Низенький, морщинистый, со всклокоченной бородой священник и старый дьякон совершали службу. На священнике была полинявшая фиолетовая камилавка, служил он поспешно и, казалось, небрежно, поминутно выходил из алтаря, исповедовал на клиросе, иногда разговаривал, смеялся, искал кого-то глазами, сам выносил и подавал просфоры.
Все это, а в особенности исповедь во время совершения литургии, на меня подействовало весьма неприятно. И то, что женщина читала Апостол, и то, что слишком много было причастников, и неурочное водосвятие после литургии — все это не вязалось с моими убеждениями о необходимости однообразия церковного чина.
Как помню, эти «маросейские порядки» смущали непонимающих, да и мне понадобилось много времени, чтобы привыкнуть к ним, а затем и понять их, как должно.
Ушел я из церкви в великом томлении духа. И когда потом узнал, что этот низенький, старенький священник есть тот самый о. Алексий, к которому ходят на совет, то это заставило меня еще больше задуматься над вопросом: как же это такой уважаемый и известный пастырь может допускать в своем приходе отступления от Устава…
Однако все же я иногда захаживал на Маросейку, а потом стал ходить очень часто потому, что особенно нравились мне вечерние проповеди, вернее, разговоры душеспасительные с народом, которые Батюшка одно время довольно часто вел в будние дни. В этих проповедях я старался вникнуть в личность о. Алексия, понять, что он есть за человек, и чем больше я думал об этом, тем больше меня тянуло к этому доброму, улыбающемуся старичку, который в простых словах беседы сумеет так нежно и бережно затронуть твою душу, что невольно хочется плакать и смеяться. Кажется, никогда не вышел бы из этой маленькой церковки, никуда не ушел бы от маленькой фигурки Батюшки на амвоне, со свечкой в руке читающего и объясняющего слова святых подвижников или жития их.

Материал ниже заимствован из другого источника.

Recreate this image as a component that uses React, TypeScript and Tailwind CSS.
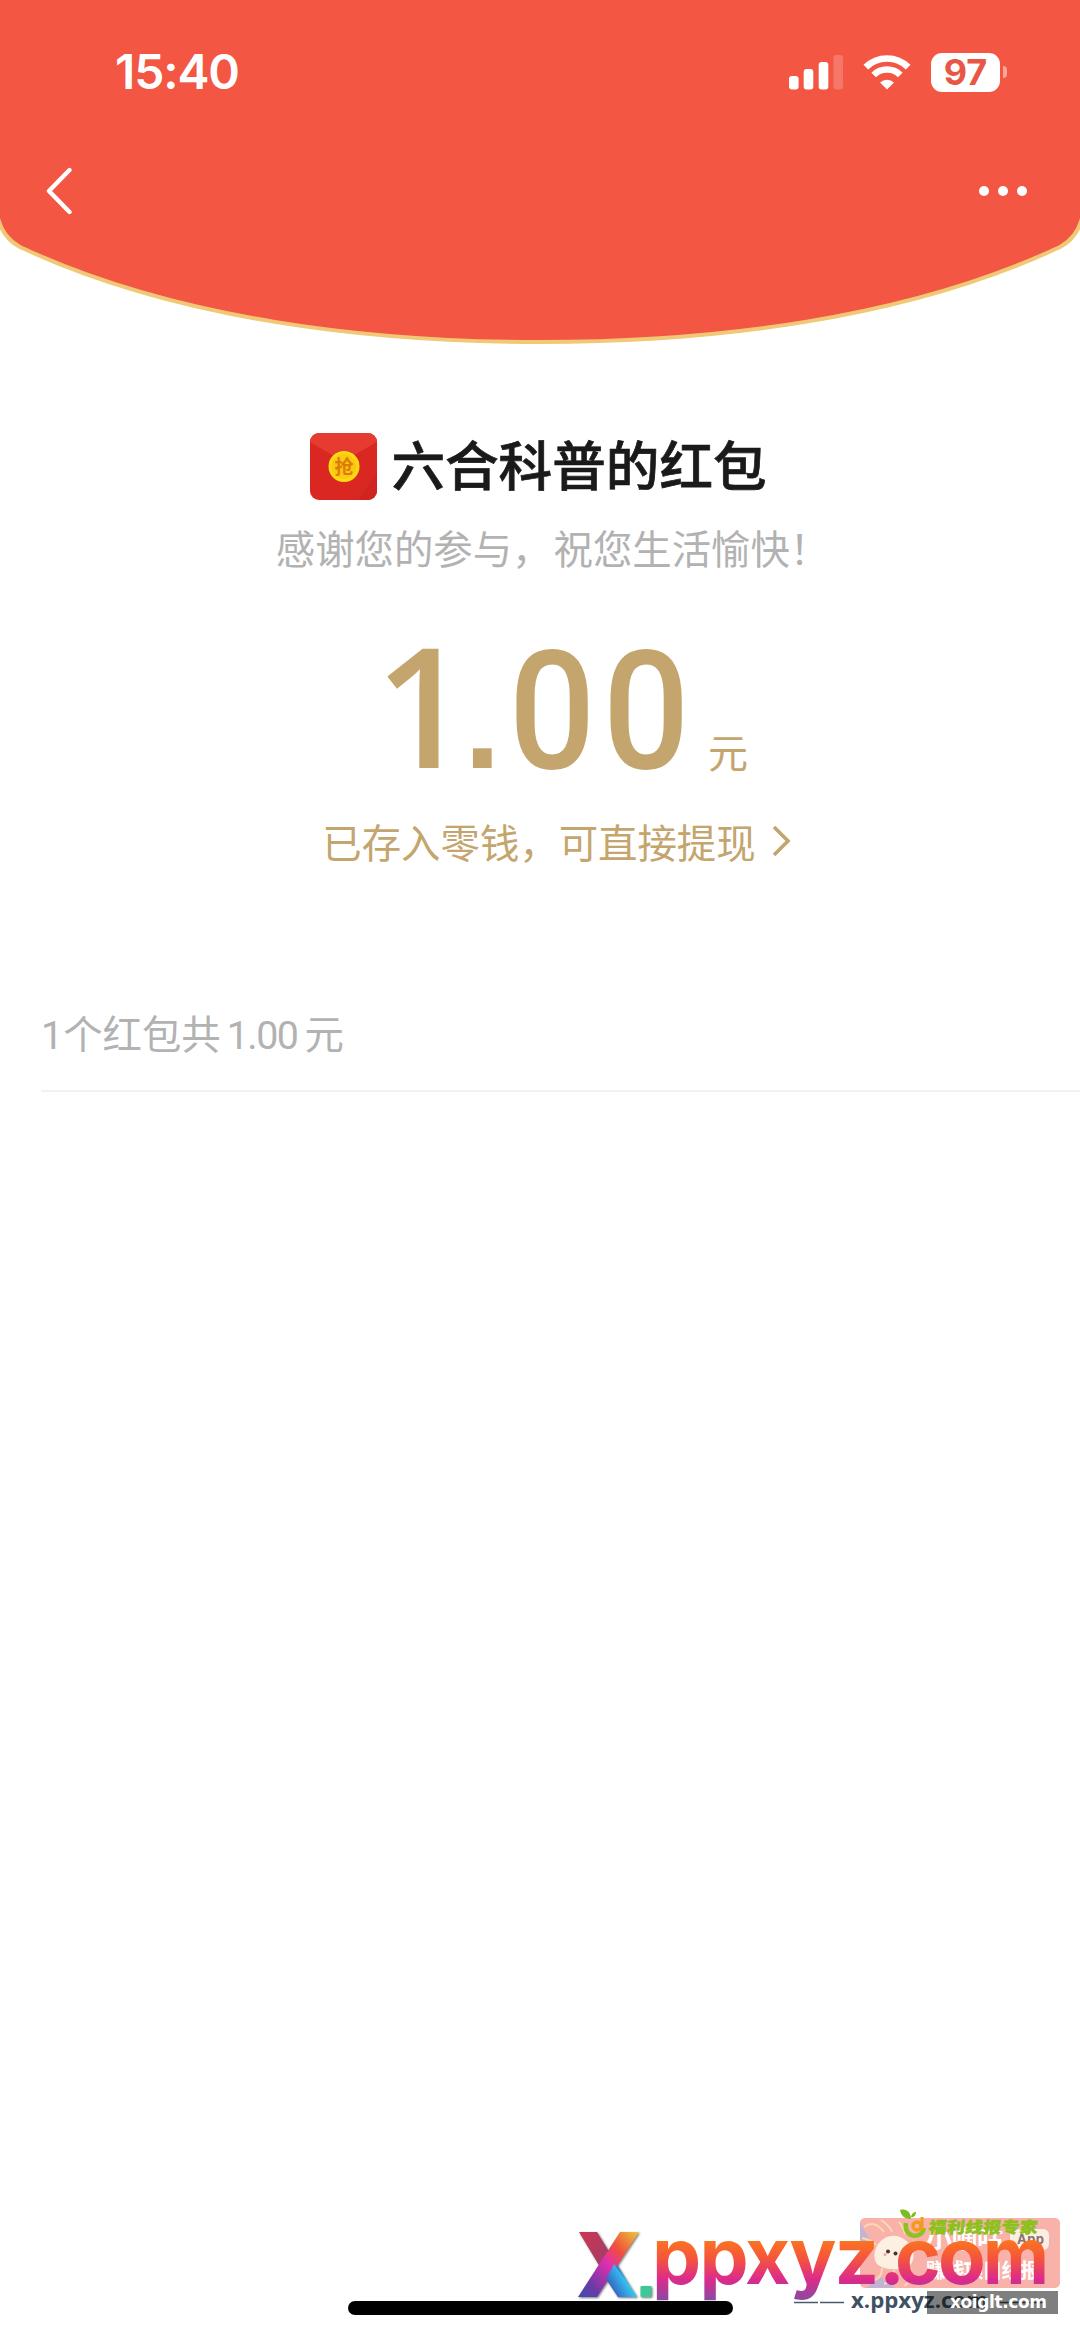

Батюшка любил жития святых. Он сам много перечитал их, и в каждом умел он найти назидание для пришедшего к нему человека. И проповеди эти вечерние состояли большей частью из объяснений житий.
Скоро я как-то невольно зачастил на Маросейку, привык к богослужению, и «неуставность его» меня не смущала больше. Наоборот, нигде я не мог молиться так горячо, как на Маросейке. Здесь чувствуется какая-то намоленность, какая-то заражающая молитвенная атмосфера, какой не находишь в других церквах…
Этот всеобъемлющий дух молитвы не только меня, верующего, но и неверующих заставлял молиться здесь. Помню, как на моих глазах совершилось одно превращение. Ходил на Маросейку какой-то мужчина, по всей видимости, неверующий, потому что, сколько раз я за ним ни наблюдал, он никогда не крестился, не кланялся и несколько насмешливо поглядывал на священнослужителей.
Так продолжалось несколько месяцев. Затем, приходя в храм, я застаю его молящимся на ко ленях и истово крестящимся. Это меня удивило и обрадовало. А когда я заметил, что он подходит к Евангелию, принимает благословение и целует руку священника, я окончательно убедился, что он добрый православный. Да и лицо у него стало какое-то другое: радостное и умиротворенное.
Таких примеров сотни. Придет человек по-любопытствовать, иногда даже покритиковать, посмеяться, а смотришь, через месяц-другой стоит у амвона и двигается к причастию.
Кто же виновник таких чудесных превращений? Батюшка. Это он создал на Маросейке дух любви, молитвы и отрешения от суетного мира, который жив и теперь, после его смерти, и будет жив до тех пор, пока пасут маросейское стадо преемники, духовные наместники великого пастыря.
Только тогда, когда я был уже знаком с Батюшкой лично и когда удостоился служить вместе с ним алтарю Христову, я вспомнил это мое первое впечатление, смущение и затем первое озарение духом Батюшки и понял, насколько глубоко я заблуждался тогда…
Придешь, бывало, к нему и спросишь о каком-нибудь сложном догматическом положении. А он ответит с улыбкой: «Да что ты меня спрашиваешь, я неграмотный». А если уж очень увлечешься толкованиями и размышлениями, он возьмет меня за плечо, ласково посмотрит, иногда поцелует и скажет: «Ишь ты какой. Ты все умом хочешь жить, а ты вот живи, как я, — сердцем». Этой-то жизнью сердцем и объяснялись те многие «неуставности» в церковной службе, которые допускал Батюшка. В то время как разум говорил, что нужно считаться с предписаниями Устава, не исповедовать во время литургии, не вынимать просфор после «Херувимской», не причащать опоздавших после литургии в северных дверях и т. д., и т. д., сердце Батюшки, горячее и любвеобильное, заставляло его не слушаться разума.